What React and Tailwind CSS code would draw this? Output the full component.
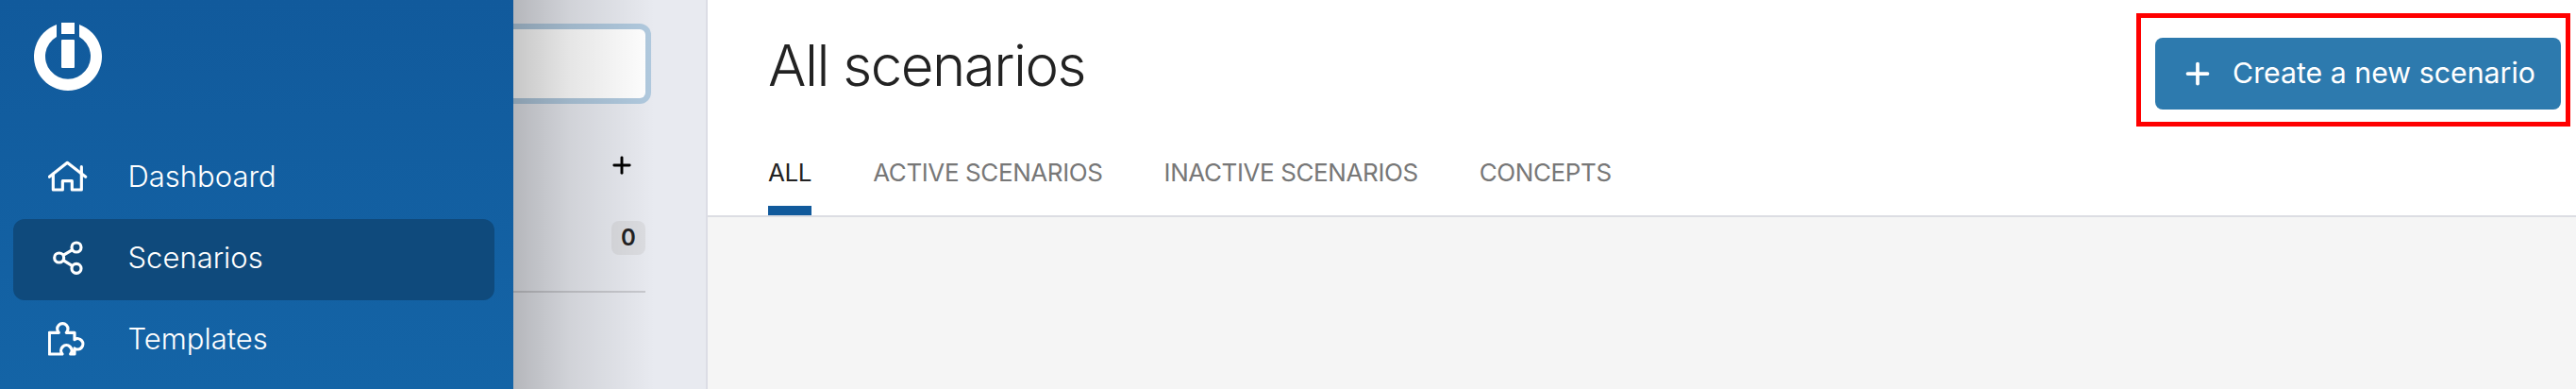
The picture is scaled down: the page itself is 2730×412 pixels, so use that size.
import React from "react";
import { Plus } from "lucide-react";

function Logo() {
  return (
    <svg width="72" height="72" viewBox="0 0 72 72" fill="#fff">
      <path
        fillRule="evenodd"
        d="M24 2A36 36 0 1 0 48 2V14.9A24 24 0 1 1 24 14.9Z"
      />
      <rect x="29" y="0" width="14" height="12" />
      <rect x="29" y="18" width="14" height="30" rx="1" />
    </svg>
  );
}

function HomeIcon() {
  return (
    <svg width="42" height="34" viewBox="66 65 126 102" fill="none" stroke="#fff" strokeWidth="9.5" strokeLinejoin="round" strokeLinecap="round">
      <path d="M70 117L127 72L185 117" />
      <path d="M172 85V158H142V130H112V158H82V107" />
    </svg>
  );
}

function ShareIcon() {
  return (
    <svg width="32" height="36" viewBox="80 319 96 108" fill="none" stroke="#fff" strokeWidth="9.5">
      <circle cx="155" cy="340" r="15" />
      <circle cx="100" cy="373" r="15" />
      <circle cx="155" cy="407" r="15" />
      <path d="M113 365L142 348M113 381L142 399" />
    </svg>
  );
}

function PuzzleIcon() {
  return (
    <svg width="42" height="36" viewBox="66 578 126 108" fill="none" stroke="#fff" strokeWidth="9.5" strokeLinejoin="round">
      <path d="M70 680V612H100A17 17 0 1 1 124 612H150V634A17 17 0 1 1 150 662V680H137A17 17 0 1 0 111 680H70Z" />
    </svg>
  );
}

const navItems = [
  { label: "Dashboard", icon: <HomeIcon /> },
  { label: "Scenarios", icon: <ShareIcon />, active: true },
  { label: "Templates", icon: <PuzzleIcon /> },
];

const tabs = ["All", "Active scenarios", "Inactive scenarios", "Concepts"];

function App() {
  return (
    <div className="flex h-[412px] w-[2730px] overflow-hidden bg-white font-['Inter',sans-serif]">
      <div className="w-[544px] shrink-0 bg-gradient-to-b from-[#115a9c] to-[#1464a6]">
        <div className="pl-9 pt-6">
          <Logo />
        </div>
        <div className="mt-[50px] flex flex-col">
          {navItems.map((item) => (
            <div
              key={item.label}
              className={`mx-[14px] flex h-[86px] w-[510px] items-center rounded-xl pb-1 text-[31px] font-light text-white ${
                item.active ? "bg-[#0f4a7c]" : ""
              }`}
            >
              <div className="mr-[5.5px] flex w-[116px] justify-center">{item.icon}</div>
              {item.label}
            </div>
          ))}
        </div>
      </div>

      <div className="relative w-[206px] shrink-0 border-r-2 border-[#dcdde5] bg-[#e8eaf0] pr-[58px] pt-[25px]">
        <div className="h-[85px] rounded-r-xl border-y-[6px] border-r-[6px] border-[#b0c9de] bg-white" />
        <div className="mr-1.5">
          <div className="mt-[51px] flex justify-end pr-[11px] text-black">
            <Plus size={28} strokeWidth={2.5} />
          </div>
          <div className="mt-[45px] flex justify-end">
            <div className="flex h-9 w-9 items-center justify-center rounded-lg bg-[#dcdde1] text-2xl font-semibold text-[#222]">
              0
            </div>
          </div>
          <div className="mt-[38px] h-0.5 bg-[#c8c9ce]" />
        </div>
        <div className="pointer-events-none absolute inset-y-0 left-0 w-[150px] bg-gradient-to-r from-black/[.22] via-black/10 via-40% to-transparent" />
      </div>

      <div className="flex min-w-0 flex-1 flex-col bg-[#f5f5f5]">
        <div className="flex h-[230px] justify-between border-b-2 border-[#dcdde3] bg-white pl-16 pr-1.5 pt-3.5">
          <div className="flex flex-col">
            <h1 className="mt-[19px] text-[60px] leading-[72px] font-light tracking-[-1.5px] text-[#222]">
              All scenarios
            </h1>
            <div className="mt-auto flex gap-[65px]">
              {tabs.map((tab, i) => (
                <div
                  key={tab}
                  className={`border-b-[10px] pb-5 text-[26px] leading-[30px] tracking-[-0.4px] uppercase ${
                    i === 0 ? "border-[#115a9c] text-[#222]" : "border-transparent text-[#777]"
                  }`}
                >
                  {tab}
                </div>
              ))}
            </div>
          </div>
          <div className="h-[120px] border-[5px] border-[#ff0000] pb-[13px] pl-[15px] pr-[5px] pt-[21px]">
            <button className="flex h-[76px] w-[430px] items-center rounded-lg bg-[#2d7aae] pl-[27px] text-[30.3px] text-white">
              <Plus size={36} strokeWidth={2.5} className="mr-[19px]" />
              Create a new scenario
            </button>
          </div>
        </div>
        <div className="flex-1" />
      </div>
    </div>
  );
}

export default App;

* * * * * * * * *

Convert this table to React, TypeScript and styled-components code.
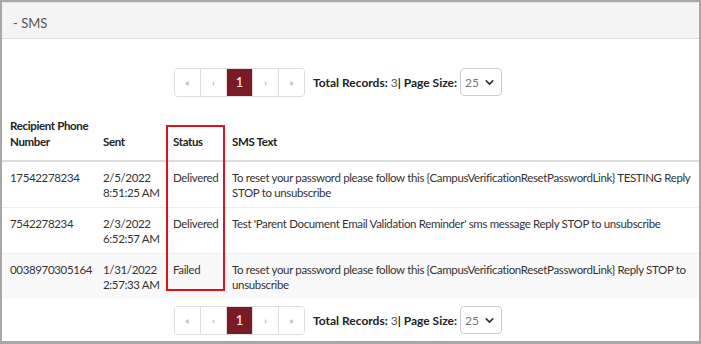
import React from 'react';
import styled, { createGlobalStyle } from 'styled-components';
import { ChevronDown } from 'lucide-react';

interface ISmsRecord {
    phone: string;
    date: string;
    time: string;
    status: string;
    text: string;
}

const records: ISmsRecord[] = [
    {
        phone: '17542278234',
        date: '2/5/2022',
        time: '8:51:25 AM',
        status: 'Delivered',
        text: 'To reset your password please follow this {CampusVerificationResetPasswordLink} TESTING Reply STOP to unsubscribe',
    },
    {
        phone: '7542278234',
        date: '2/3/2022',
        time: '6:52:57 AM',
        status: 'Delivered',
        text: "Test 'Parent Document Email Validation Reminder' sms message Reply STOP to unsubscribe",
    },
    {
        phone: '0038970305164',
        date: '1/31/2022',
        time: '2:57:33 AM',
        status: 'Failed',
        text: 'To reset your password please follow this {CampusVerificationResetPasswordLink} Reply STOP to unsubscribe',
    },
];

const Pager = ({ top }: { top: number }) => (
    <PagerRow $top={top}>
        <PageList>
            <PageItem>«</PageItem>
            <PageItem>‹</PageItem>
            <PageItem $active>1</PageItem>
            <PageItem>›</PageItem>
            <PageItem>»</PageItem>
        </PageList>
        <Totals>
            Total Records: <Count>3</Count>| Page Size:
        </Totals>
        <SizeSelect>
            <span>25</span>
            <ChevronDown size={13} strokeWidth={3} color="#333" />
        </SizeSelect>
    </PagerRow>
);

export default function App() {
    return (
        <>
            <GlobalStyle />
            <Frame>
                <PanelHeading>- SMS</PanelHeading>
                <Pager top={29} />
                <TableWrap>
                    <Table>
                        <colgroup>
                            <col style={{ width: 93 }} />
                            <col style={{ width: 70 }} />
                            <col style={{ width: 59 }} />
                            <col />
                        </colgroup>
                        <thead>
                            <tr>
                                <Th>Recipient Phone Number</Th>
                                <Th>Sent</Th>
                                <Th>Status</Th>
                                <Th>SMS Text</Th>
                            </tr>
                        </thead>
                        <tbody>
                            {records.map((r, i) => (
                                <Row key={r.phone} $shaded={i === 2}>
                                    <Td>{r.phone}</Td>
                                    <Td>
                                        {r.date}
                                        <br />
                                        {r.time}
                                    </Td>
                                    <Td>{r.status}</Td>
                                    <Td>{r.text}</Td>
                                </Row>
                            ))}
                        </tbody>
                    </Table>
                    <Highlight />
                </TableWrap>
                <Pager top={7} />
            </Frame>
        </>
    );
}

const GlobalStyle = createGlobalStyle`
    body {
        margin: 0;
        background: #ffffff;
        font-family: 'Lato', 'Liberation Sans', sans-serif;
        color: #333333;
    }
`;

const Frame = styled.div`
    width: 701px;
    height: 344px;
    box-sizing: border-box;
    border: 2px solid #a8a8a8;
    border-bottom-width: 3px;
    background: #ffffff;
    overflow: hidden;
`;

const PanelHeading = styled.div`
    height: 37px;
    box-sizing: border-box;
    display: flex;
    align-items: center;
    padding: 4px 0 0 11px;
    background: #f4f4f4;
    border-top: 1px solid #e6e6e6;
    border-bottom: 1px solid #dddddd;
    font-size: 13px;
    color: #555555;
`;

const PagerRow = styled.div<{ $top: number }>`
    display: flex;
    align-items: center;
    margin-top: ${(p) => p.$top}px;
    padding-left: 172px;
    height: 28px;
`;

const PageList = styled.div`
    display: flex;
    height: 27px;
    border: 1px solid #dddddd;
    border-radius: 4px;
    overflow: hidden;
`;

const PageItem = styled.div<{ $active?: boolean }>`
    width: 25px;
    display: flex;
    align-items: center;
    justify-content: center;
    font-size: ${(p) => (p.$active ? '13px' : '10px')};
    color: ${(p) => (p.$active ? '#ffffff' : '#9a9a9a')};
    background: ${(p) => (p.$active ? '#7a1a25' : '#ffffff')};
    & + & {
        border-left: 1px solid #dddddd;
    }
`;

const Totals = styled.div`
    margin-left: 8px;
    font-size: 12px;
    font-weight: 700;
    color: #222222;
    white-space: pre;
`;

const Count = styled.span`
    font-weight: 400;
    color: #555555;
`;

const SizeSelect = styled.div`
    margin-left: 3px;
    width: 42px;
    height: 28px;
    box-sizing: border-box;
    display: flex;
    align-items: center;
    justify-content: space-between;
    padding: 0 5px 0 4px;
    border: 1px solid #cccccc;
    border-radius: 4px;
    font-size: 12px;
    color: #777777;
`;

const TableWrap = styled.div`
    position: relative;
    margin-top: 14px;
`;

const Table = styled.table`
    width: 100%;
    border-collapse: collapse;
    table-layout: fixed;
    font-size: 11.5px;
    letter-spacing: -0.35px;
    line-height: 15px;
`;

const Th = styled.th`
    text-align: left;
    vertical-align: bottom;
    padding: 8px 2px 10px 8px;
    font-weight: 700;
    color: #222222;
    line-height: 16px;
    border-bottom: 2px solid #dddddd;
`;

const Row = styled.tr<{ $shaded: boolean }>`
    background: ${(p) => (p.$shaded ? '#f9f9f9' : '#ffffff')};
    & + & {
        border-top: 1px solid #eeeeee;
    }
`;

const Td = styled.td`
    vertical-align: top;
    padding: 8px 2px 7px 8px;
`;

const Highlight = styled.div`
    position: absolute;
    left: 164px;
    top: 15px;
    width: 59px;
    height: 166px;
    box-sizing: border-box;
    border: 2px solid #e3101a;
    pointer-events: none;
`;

* * * * * * * * *

• _Exercise aim_: Give only the number of lines in the listing above that include the string "this".

• _Expected output_: 4